Dr. Bushnell is quite clear and explicit in his definition of what he conceives to be the vicarious sacrifice of Christ. In this work he says that our Lord does not undertake to relieve us of the penalty due to sin. He does not assume a law relation to us, and penally suffer for us the claims of the law. Nor does he suffer an honorable and satisfactory equivalent for those claims, so that we may justly be quit. Christ does not make his approach to man on the law and penalty side. His work consists, instead, of undertaking to withdraw us from our sinful ways, work in us a hatred of sin, and so, as a consequence, save us from penalty.

"Christ, in what is called his vicarious sacrifice, simply engages, at the expense of great suffering, and even of death itself, to bring us out of our sins themselves, and so out of their penalties." p. 41. The saving endeavor of Christ, touching, for the first time we will suppose, a man to be saved, acts prospectively to reform him. So far as he can be persuaded to abandon sinning he can escape its penalties for future acts. The divine endeavor does not work retrospectively, to save the man from a previously incurred, but as yet unexecuted and impending punishment. This scheme of atonement is not retroactive; it is not an ex post facto remedy. It saves from penalty by preventing sin; it saves a sinner by keeping him back from sinning any more. Briefly and proverbially, it is prevention and

not cure.

But more than this; atonement on this theory is not only not

retroactive, it is only partially and imperfectly prospective, on the writer's theory of penalty and punishment. All punishment for sin, he teaches, is natural only, and not positive at all. Therefore penalty incurred must be borne. Atonement, repentance, pardon even, can not stay it, not even by supernatural intervention. As the weight must fall by the law of gravity, so penal inflictions must follow transgressions. We quote a pas

sage or two:

"God has not undertaken to dispense justice by direct infliction, but by a law of natural consequence." p. 282. Even where penalties are positively threatened in the Scriptures, "it is better to conceive that the language is declarative only of what is coming to pass, by the fixed laws and causes of natural retributions." p. 283. The law of justice is, "like every law of natural order, inviolable, not subject to suspense, or discontinuance, even by miracle itself." "Christ brought forth into bold assertion, for the first time, the doctrine of eternal punishment; not as creating the fact, but only as declaring that which lies in the simply natural causalities of retribution." pp. 342-3. "The doctrine of endless punishment, taken as put into words, was never any thing but a version of the fact, that retributive causes are naturally endless in their propagation." pp. 360—1.

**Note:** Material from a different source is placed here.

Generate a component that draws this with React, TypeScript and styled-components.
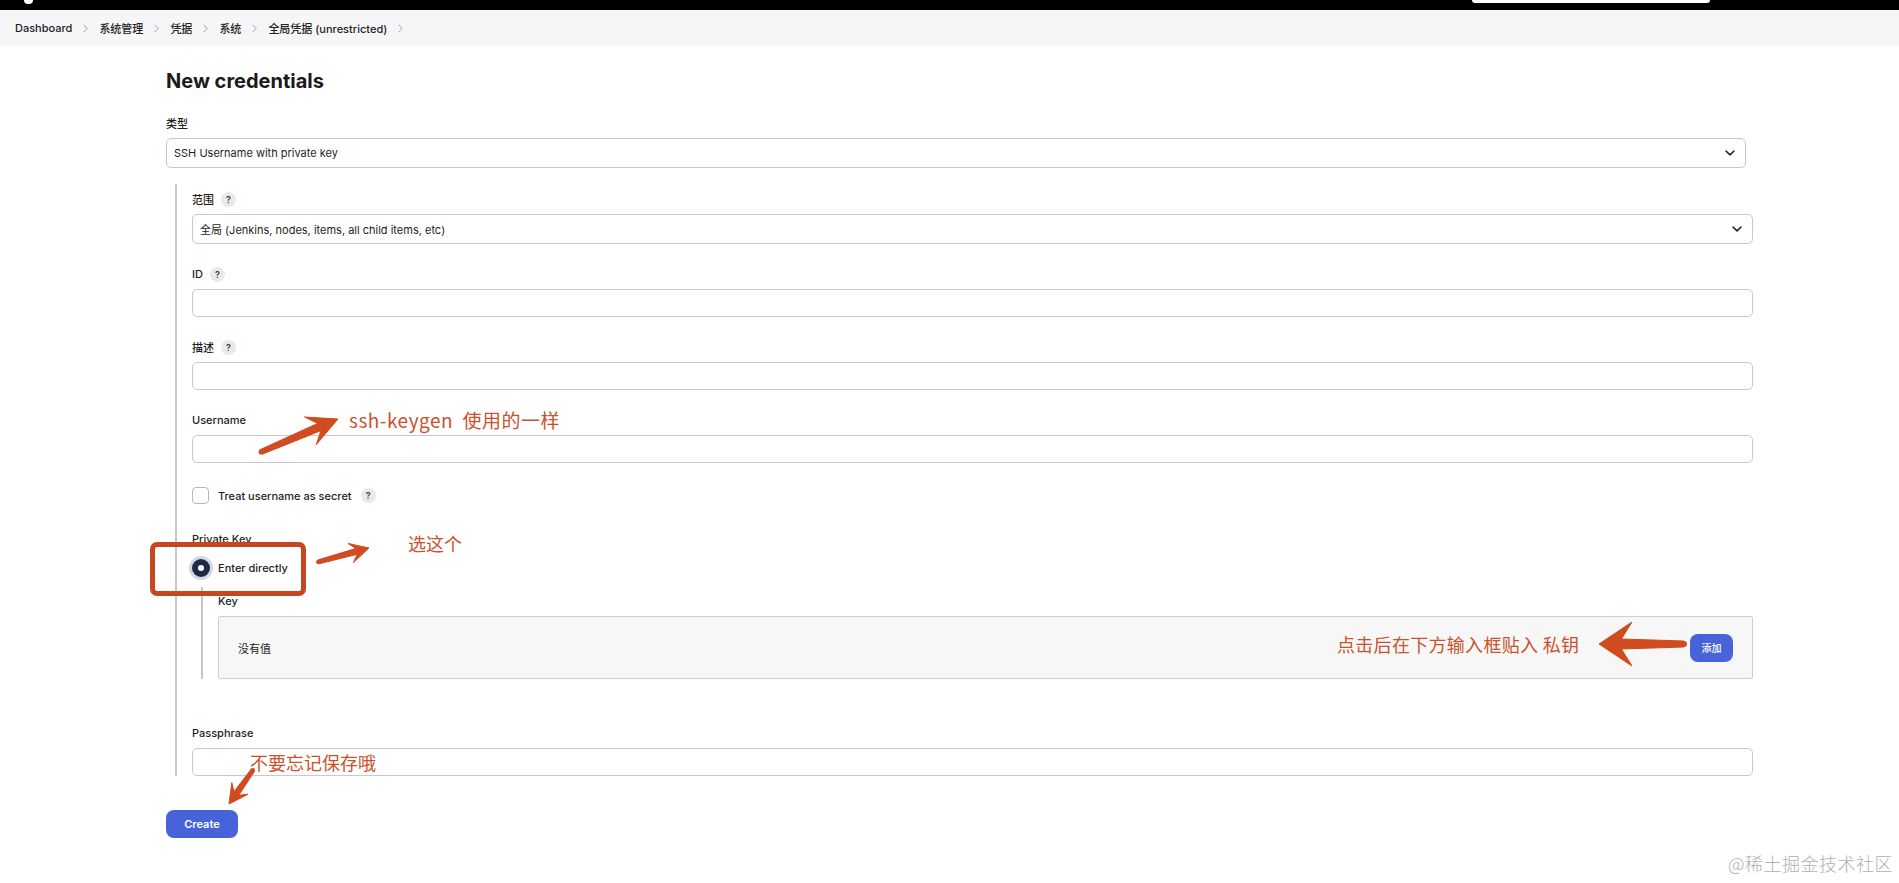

The direct work of Christ, therefore, is to weaken and possibly destroy the old causes of penal suffering in the transgressor, and to prevent him from starting new ones, of the same moral tone. He will also endeavor to induce on the sinful, suffering man a new and holy character, that shall start a new set of causes working the natural retributions of holiness. According to this, punishments running in the groove of natural law, and not being presently optional with God, he pursued by them can hardly find relief through grace. "Neither is it any principal thing that he is to prepare a possibility of forgiveness for sin." p. 132. Atonement mainly serves to keep penalties from multiplying through new sins, while it slowly weakens the force of those already incurred. They must work till they spend and exhaust themselves, as natural causes, in working. All which amounts to a reformation of the sinner under a divine persuading and influencing; and he is to consider himself in the way of a progressive salvation, if only the pursuing penalties are kept from multiplying by new sins, and are

turned toward a hopeful exhaustion of their natural force, sometime in the ages. How such a work, called the vicarious sacrifice of our Lord, differs from regeneration and sanctification, and how this notion of only natural punishment taken in connection with it, affects the doctrines of repentance, faith, pardon, justification, and positive rewards and penalties in the world to come, we shall see in the sequel. We only add here that such a notion of punishment is of philosophy, and not consciousness; and as foreign from general belief as from the Scriptures. No one idea or expectation, probably, so underruns the religion of all nations, pagan and revealed, as this one that God or the gods, will visit sin positively and specially.

This being the vicarious sacrifice of Christ in its substance, we now pass to regard its method of manifestation and working. As the work does not have respect to the divine law and government, by rendering satisfaction to it; but has respect to the moral character of fallen man, that he may be reformed and so brought out of the train of natural evils into the train of natural good, we look for such a method of working, and such measures in the labor of Christ, as are adapted to the moral renovation of man. According to Dr. Bushnell this is accomplished by the incarnation of our Lord and the moral power of his human life among men. He says that a good being is

"Ready, just according to his goodness, to act vicariously in behalf of any bad or miserable being whose condition he is able to restore." p. 41. “Love is a principle essentially vicarious in its own nature, identifying the subject with others, so as to suffer their adversities and pains, and taking on itself the burden of their evils." p. 42. "It does not mean that he literally came into the hell of our retributive evils under sin, and satisfied by his own suffering, the violated justice of God; for that kind of penal suffering would satisfy nothing but the very worst injustice. No, but the bearing of our sins does mean, that Christ bore them on his feeling, became inserted into their bad lot by sympathy as a friend, yielded up himself and his life, even, to an effort of restoring mercy; in a word, that he bore our sins in just the same sense that he bore our sicknesses." p. 46. "This it is which the vicarious cross and sacrifice of Jesus signify to us, or outwardly express." p. 47. "What we call the vicarious

sacrifice of Christ is nothing strange as regards the principle of it, no superlative, unexampled, and therefore unintelligible grace.